Few weeks later, the question of what to do with the Arabs in the newly-occupied territories, and specifically ‘what to do with the Palestinians’ in the West Bank and occupied Jerusalem, started to dominate the cabinet’s official meetings. “If it were up to us,” Eshkol seriously suggested, “we’d send all the Arabs out to Brazil”.

On June 6, the second day of the war, the Israeli chief-of-staff and other cabinet ministers, including the foreign minister, Abba Eban, convened again with euphoria totally replacing fear. “It is possible to occupy the whole West Bank,” Dayan told the ministers. “It is possible to reach Sharm Al Shaikh ... it is also possible to reach the Litani in Lebanon.” Next day, on June 7, Israeli army entered Jerusalem and the Old City, taking control of the Western Wall and the Al Haram Al Sharif and totally occupying the West Bank. The war ended immediately after the Israeli aggression army opened a confrontation along the Syrian front and took over the Golan Heights on June 10.
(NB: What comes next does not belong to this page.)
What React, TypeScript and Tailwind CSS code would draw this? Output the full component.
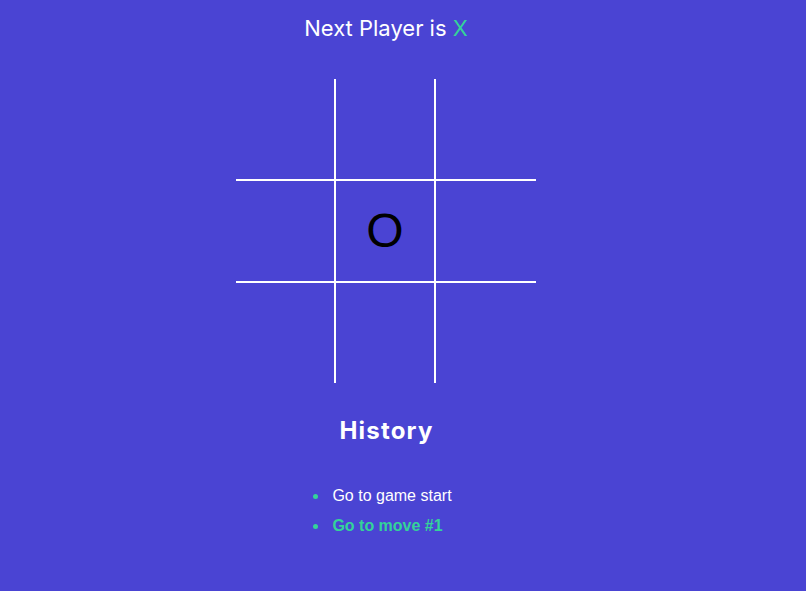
import React, { useState } from 'react'

type Cell = 'X' | 'O' | null

export default function App() {
  const [board] = useState<Cell[]>([null, null, null, null, 'O', null, null, null, null])
  const moves = ['Go to game start', 'Go to move #1']
  const current = 1

  // inner grid lines only: right border on the first two columns, bottom border on the first two rows
  const cellBorder = (i: number) => {
    const col = i % 3
    const row = Math.floor(i / 3)
    return [
      col < 2 ? 'border-r-2' : '',
      row < 2 ? 'border-b-2' : '',
    ].join(' ')
  }

  return (
    <div className="min-h-[591px] w-full bg-[#4a44d3] font-['Inter',sans-serif]">
      <div className="flex w-[772px] flex-col items-center pt-[14px]">
        <h2 className="text-[22px] leading-[28px] text-white">
          Next Player is <span className="text-[#34d399]">X</span>
        </h2>

        <div className="mt-[37px] grid grid-cols-[100px_100px_100px] grid-rows-[102px_102px_100px]">
          {board.map((cell, i) => (
            <div
              key={i}
              className={`flex items-center justify-center border-white text-[48px] text-black font-['Liberation_Sans',sans-serif] ${cellBorder(i)}`}
            >
              {cell}
            </div>
          ))}
        </div>

        <h3 className="mt-[32px] ml-[1px] text-[24px] leading-8 font-bold tracking-[1.2px] text-white">History</h3>

        <ul className="mt-[34px] ml-[-7px] flex flex-col font-['Liberation_Sans',sans-serif] text-[16px] leading-[30px]">
          {moves.map((label, i) => (
            <li key={label} className="flex items-center gap-[14px]">
              <span className="h-[5px] w-[5px] rounded-full bg-[#34d399]" />
              <span className={i === current ? 'font-bold text-[#34d399]' : 'text-white'}>
                {label}
              </span>
            </li>
          ))}
        </ul>
      </div>
    </div>
  )
}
But the reality of the situation and the significance of the Arab defeat in a world that was deeply and bitterly divided at a time when the Cold War between East and West had reached its height, could not be more dramatic. The then Israeli foreign minister Abba Eban summarised the moment when he told the ministers on June 14 with euphoric arrogance: “In the history of mankind, there has been nothing like the public diplomacy success [that] Israel has had this past month.” Immersed in a colonial victory of achievement, he continued: “Israel is expanding ... and the world is applauding.”

Eban couldn’t have been more precise. Britain, France, the United States and the entire western world were exceptionally jubilant at Israel’s victory. This writer vividly remembers public celebrations in the streets of Central London and how Israeli flags of Star-of-David were paraded in most parts of the capital. The House of Commons held a special session called by the then Labour government of prime minister Harold Wilson, at the end of which, the Eshkol government was congratulated for its aggression. The photos of journalist Winston Churchill, who was elected as a conservative member of the British parliament in 1970, a grandson of the second World War veteran, sitting on the surface of a British-made Israeli tank crushing the borders into Jerusalem, dominated the front pages of the four afternoon issues of the Daily Evening Standard on the fourth day of the war. Churchill was particularly known for his anti-Arab feelings and his defence of the old British Empire, as well as his defence of the white minority governments in both Ian Smith’s southern Rhodesia and PW Botha’s apartheid South Africa. This is precisely what Eban meant when he said the world was applauding the Israeli invasion of the Arab countries.

Even the supposed friends of the Arabs, particularly the Soviet Union, were indirectly criticised on Day Six of the June War by the then de facto Arab national leader, Egypt’s president Jamal Abdul Nasser. In his resignation speech at the end of the war, Nasser said we were betrayed by our friends and allies, clearly implicating the Russians who advised him not to launch the attack. Moscow’s advice was supposedly based on information they had received from the Americans. Nasser did not, but the Israelis did and the rest of the story is well-known.

The Middle East of the 1960s was only one part, and a small part for that matter, of a hugely complicated world trapped in dangerously contested wars and confrontations in every continent, including Europe, deeply divided by dividing Germany early in the 1950s into East and West. The contest between the two super powers from 1961-1968 had polarised the US during the presidencies of John F. Kennedy and Lyndon B. Johnson on the one hand, and the Soviet leadership of Nikita Khrushchev and Leonid Brezhnev on the other. The Soviets had so many international worries at hand and the Middle East was merely one of them, and not necessarily a major one.

In addition to the Laos crisis of 1960-1963, there was Congo and the decolonisation process between 1960 and 1965 and the start of the Cold War and arms race. The US backed the Bay of Pigs invasion of Cuba and its aftermath between 1961 and 1962, followed by the Cuban missile crisis in October 1962. Then came the major negotiation between the two super powers that led to the Limited Nuclear Test Ban Treaty in 1963.

In 1964, the US war in Vietnam reached its first peak. Meanwhile, the war between India and Pakistan was raging in 1965. Then came the 1967 Arab-Israeli War, at a time when the world was witnessing further escalation in devastating war and invasion culminating in America’s war in Vietnam and the Soviet invasion of Czechoslovakia, both in 1968. In that year too, Moscow and Washington had signed the Nuclear Non-Proliferation Treaty, putting an end to a turbulent decade that the world had not seen since the Second World War.

Therefore, the 1967 Arab defeat is considered by many historians as merely a footnote in the long list of events in the 1960s, no matter how deeply the Arabs felt cheated and heart-broken.